MILWAUKEE — Mike Cameron‘s 17 years in the big leagues taught him that sometimes it takes just the smallest spark to fuel a turnaround.
And that’s just what he witnessed in the sixth inning of Sunday’s 4-0 Brewers win over the Cubs at American Family Field, when his son, Daz Cameron, was right in the middle of the four-run rally that denied Chicago what would have been its first series sweep in Milwaukee in 10 years.
The one little thing came courtesy of Cubs reliever Julian Merryweather, whose first offering after starter Shota Imanaga had to leave the game with an injury was a run-scoring wild pitch. The Brewers turned that mistake into a big, two-out rally that continued with Cameron’s RBI single and Caleb Durbin’s two-run double. The outburst made a winner of Freddy Peralta after six scoreless innings, snapping a three-game losing streak in which the Brewers had mustered only two runs.
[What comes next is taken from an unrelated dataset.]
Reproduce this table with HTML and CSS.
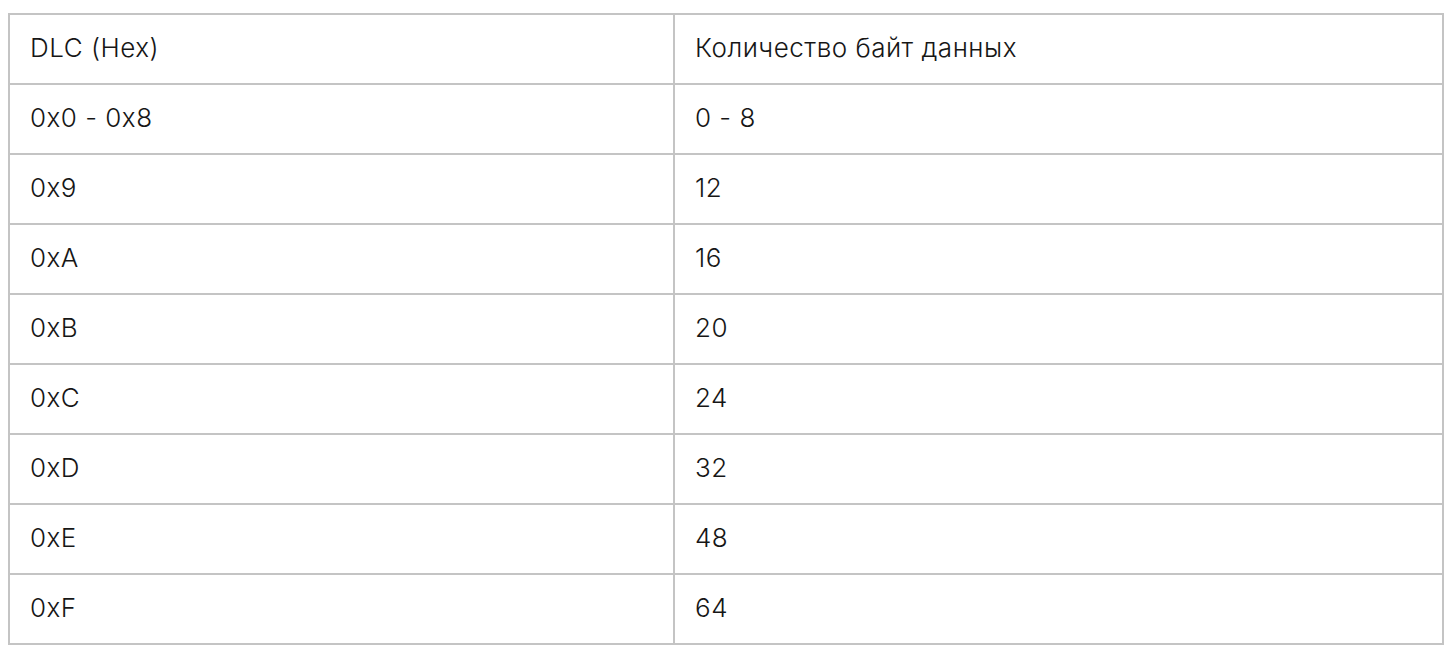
FILE: index.html
```html
<!DOCTYPE html>
<html lang="ru">
<head>
<meta charset="utf-8">
<link rel="stylesheet" href="styles.css">
</head>
<body>
<table class="dlc-table">
  <colgroup>
    <col class="col-dlc">
    <col class="col-bytes">
  </colgroup>
  <tbody>
    <tr><td>DLC (Hex)</td><td>Количество байт данных</td></tr>
    <tr><td>0x0 - 0x8</td><td>0 - 8</td></tr>
    <tr><td>0x9</td><td>12</td></tr>
    <tr><td>0xA</td><td>16</td></tr>
    <tr><td>0xB</td><td>20</td></tr>
    <tr><td>0xC</td><td>24</td></tr>
    <tr><td>0xD</td><td>32</td></tr>
    <tr><td>0xE</td><td>48</td></tr>
    <tr><td>0xF</td><td>64</td></tr>
  </tbody>
</table>
</body>
</html>
```
FILE: styles.css
```css
html, body {
  margin: 0;
  background: #fff;
}
body {
  padding: 13px 8px 0 8px;
  font-family: Inter, "Noto Sans", sans-serif;
  color: #161616;
}
.dlc-table {
  width: 100%;
  border-collapse: collapse;
  table-layout: fixed;
}
.col-dlc {
  width: 665px;
}
.dlc-table td {
  border: 2px solid #c4c4c4;
  height: 70px;
  box-sizing: border-box;
  padding: 0 20px 3px 20px;
  font-size: 26px;
  font-weight: 300;
  letter-spacing: 0.5px;
  vertical-align: middle;
  text-align: left;
}
```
In the top of the sixth, as Peralta completed an 89-pitch gem, Cameron talked about the experience on the Brewers’ TV broadcast.
“I try to be low key when I go to places to see him play, but this is a little more special because I actually played hare,” said Cameron, a veteran leader for the 2008 Brewers team that snapped the franchise’s 26-year postseason drought. “He got a chance to run around on the field when he was here at 12 years old, so it’s definitely a unique experience. It’s always gratifying to see things like this happen.”
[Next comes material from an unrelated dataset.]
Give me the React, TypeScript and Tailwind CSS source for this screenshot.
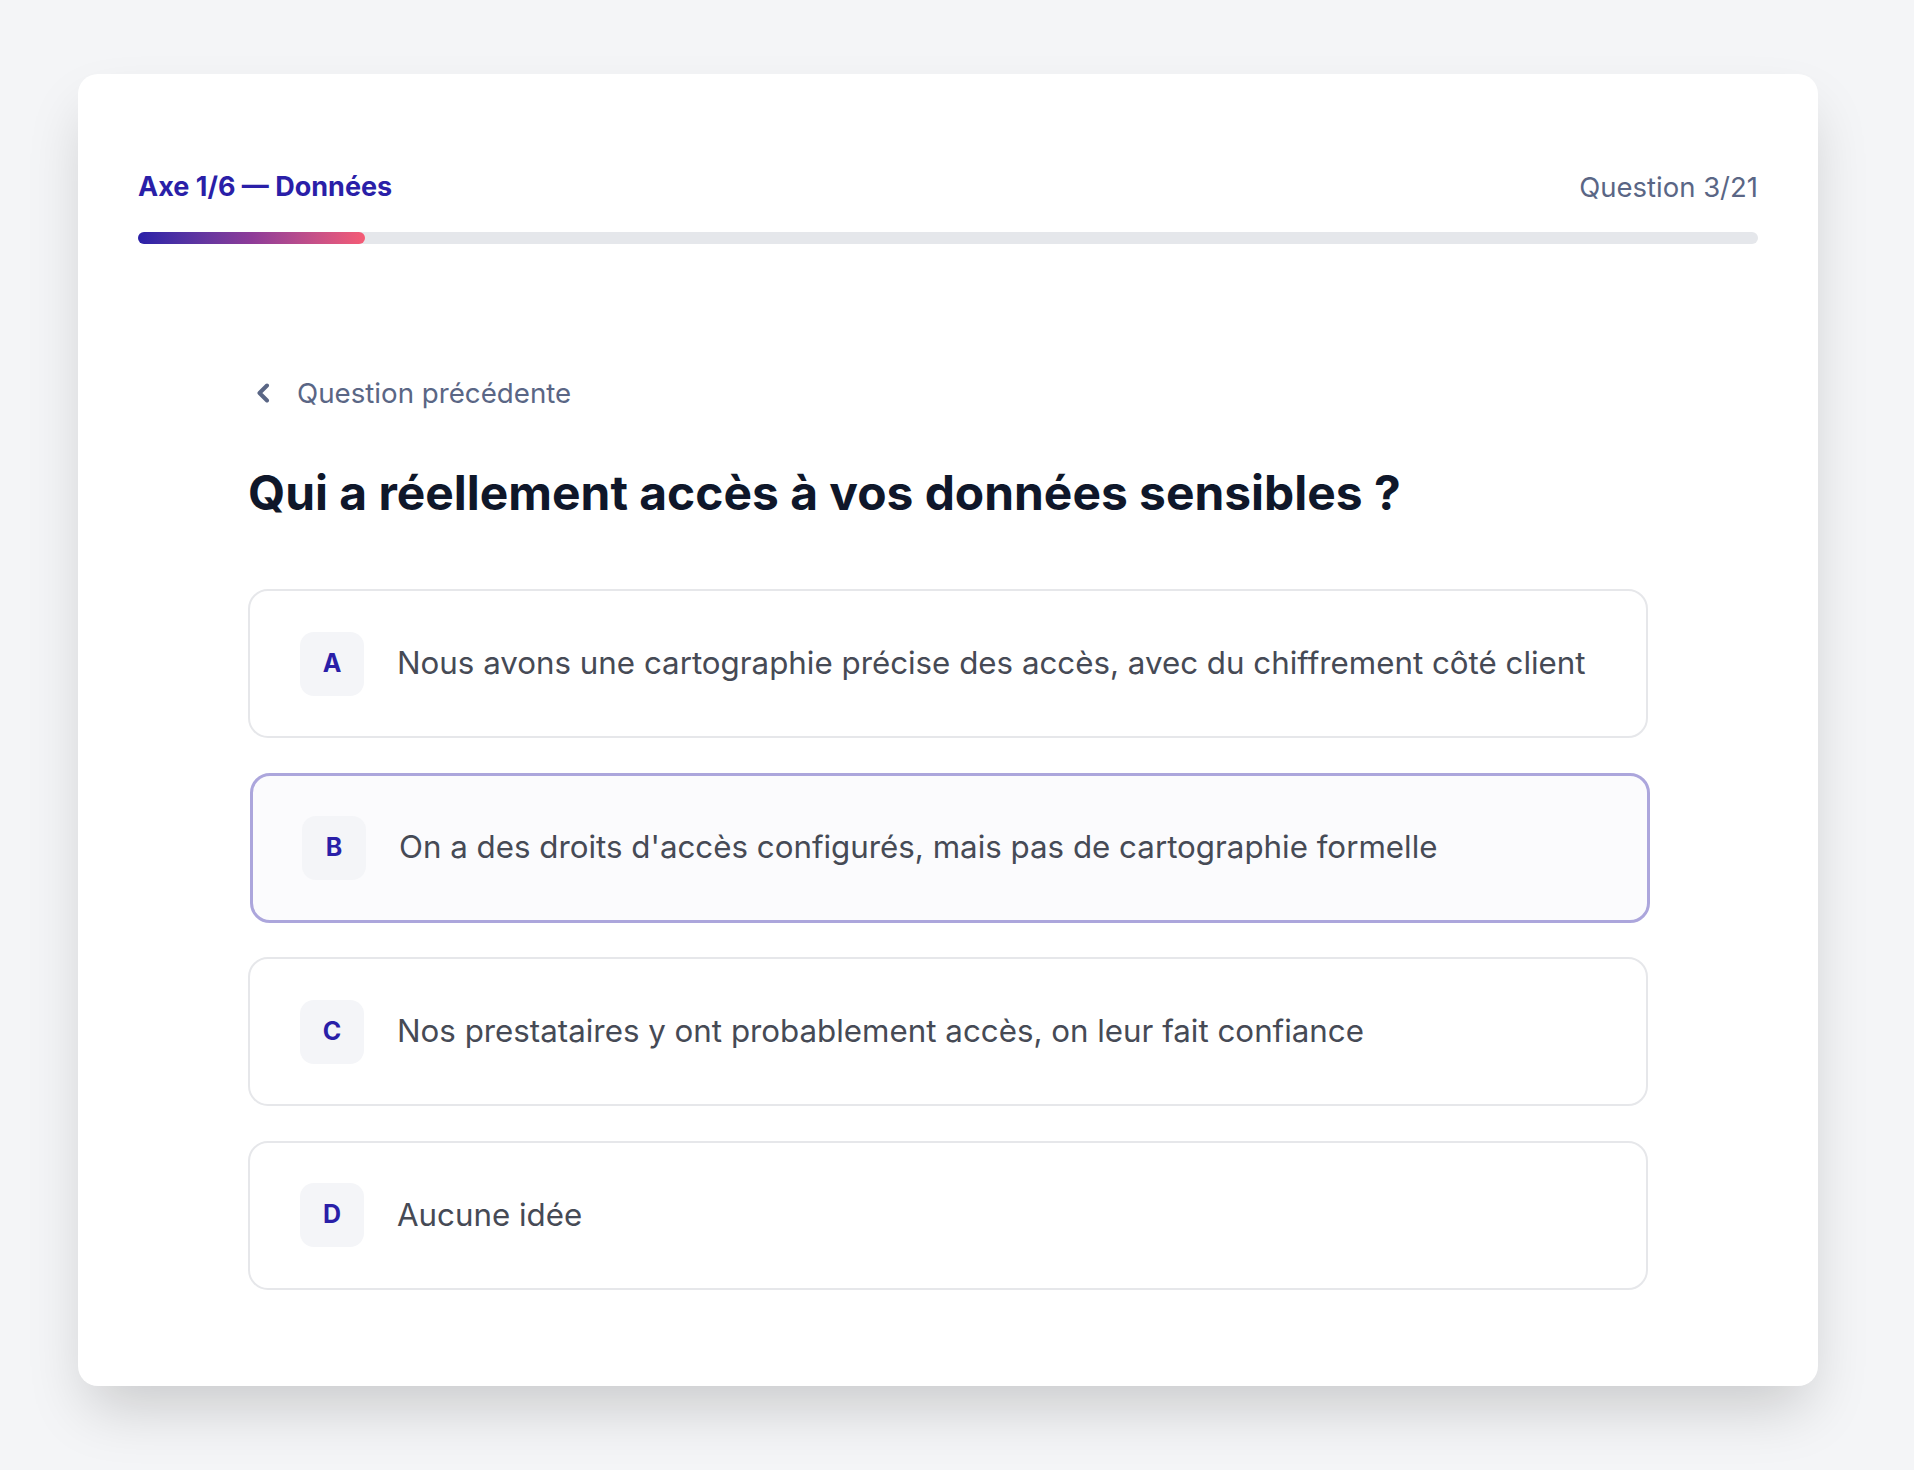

“The pitching would kill me right now,” Cameron said. “I don’t miss the sliders. I don’t miss any of the anxiety, the nerves that it brings. I’m kind of over that now. But I get a chance to see it now in a different perspective, and a different set of nerves, wishing that my kid will have an opportunity to play well. I know how tough it is to play at the Major League level.”